Yeah, yeah. Uh a buddy of mine asked me, he was like, So uh, you know, I've watched Star Wars, but I'm not into it. Do I need to know Star Wars? I'm like, season one, you can you can just watch Mandalorian season one without knowing anything. Season two, yeah, man. That's when they really dive into it. They even went into the uh what was it, the Star Wars Rebels cartoon.

Trey Kilgore:

Uh yeah, in the Clone Wars stuff, yeah.

Korian:

Yeah, they got deep into that stuff, and you know, Boba Fett came back and Skywalker. Oh my goodness, it was it was great, it was great. Yeah, all right, man. Let me make sure I covered all these questions. Uh I definitely appreciate you getting on, Coach.
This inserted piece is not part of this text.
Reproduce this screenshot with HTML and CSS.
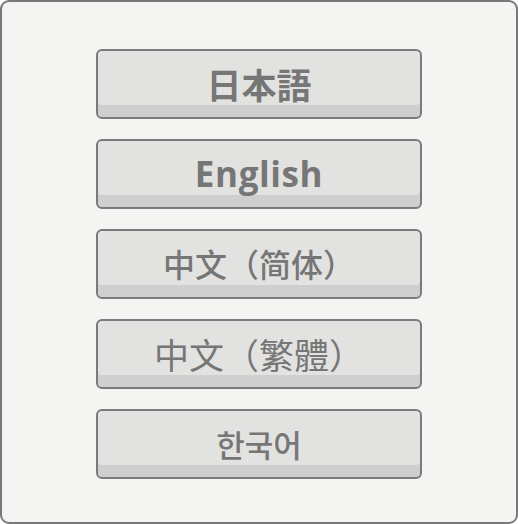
FILE: index.html
```html
<!DOCTYPE html>
<html lang="ja">
<head>
<meta charset="utf-8">
<link rel="stylesheet" href="styles.css">
</head>
<body>
<div class="frame">
  <div class="list">
    <button class="btn ja" lang="ja">日本語</button>
    <button class="btn en" lang="en">English</button>
    <button class="btn sc" lang="zh-CN">中文（简体）</button>
    <button class="btn tc" lang="zh-TW">中文（繁體）</button>
    <button class="btn ko" lang="ko">한국어</button>
  </div>
</div>
</body>
</html>
```
FILE: styles.css
```css
html, body {
  margin: 0;
  padding: 0;
  width: 518px;
  height: 524px;
  background: #ffffff;
}
.frame {
  box-sizing: border-box;
  width: 518px;
  height: 524px;
  border: 2px solid #787878;
  border-radius: 9px;
  background: #f4f5f3;
  padding-top: 47px;
  padding-left: 94px;
}
.list {
  display: flex;
  flex-direction: column;
  align-items: flex-start;
  gap: 20px;
}
.btn {
  box-sizing: border-box;
  width: 326px;
  height: 70px;
  border: 2px solid #7a7a7a;
  border-radius: 6px;
  background: #e2e3e1;
  box-shadow: inset 0 -12px 0 #cfcfcf;
  color: #767676;
  display: flex;
  align-items: center;
  justify-content: center;
  padding: 0;
  margin: 0;
  line-height: 1;
}
.ja {
  font-family: "Noto Sans CJK JP", sans-serif;
  font-weight: 700;
  font-size: 35px;
  padding-bottom: 2px;
}
.en {
  font-family: "Open Sans", "Noto Sans", sans-serif;
  font-weight: 700;
  font-size: 35px;
  letter-spacing: 0.6px;
  padding-bottom: 2px;
}
.sc {
  font-family: "Noto Sans CJK SC", sans-serif;
  font-weight: 500;
  font-size: 32px;
  padding-bottom: 2px;
}
.tc {
  font-family: "Noto Sans CJK TC", sans-serif;
  font-weight: 400;
  font-size: 35px;
  padding-bottom: 2px;
}
.ko {
  font-family: "Noto Sans CJK KR", sans-serif;
  font-weight: 500;
  font-size: 31px;
  padding-bottom: 2px;
}
```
Oh, no problem. Yeah, so got all the questions covered. Uh, like I said, definitely appreciate you coming on again. You always uh you're always a good guy to have on. You're very uh very intelligent and uh very inspirational also. Uh keep doing your thing, coach. And before you go, uh definitely want you to shout out your social media.

Trey Kilgore:

For all the kind words, man. I really appreciate what you're doing. And to everybody who's listening, this is a great guy and his work. I mean, I'm really grateful for it. So um you can follow coach underscore Kilbore. Um got that going on there. Actually, just started doing um training on the side uh for people who are not college athletes but want to train like an athlete. Um I can't if if you're someone who's 16 to 22, can't train you because of NCAA. Um but uh I can work with with uh people who are outside of that and recruiting recruiting uh ranges. But yeah, it's um something that I'm very passionate about. It's kind of a mixture of my life up there on social media. I put up a lot of training stuff on there and a lot of a lot of goofy stuff as well, just little snapshots here and there.

Korian:

Good deal, good deal. Well, coach, hey, we appreciate you coming on and uh thank you as always. Awesome, thank you. Yes, sir.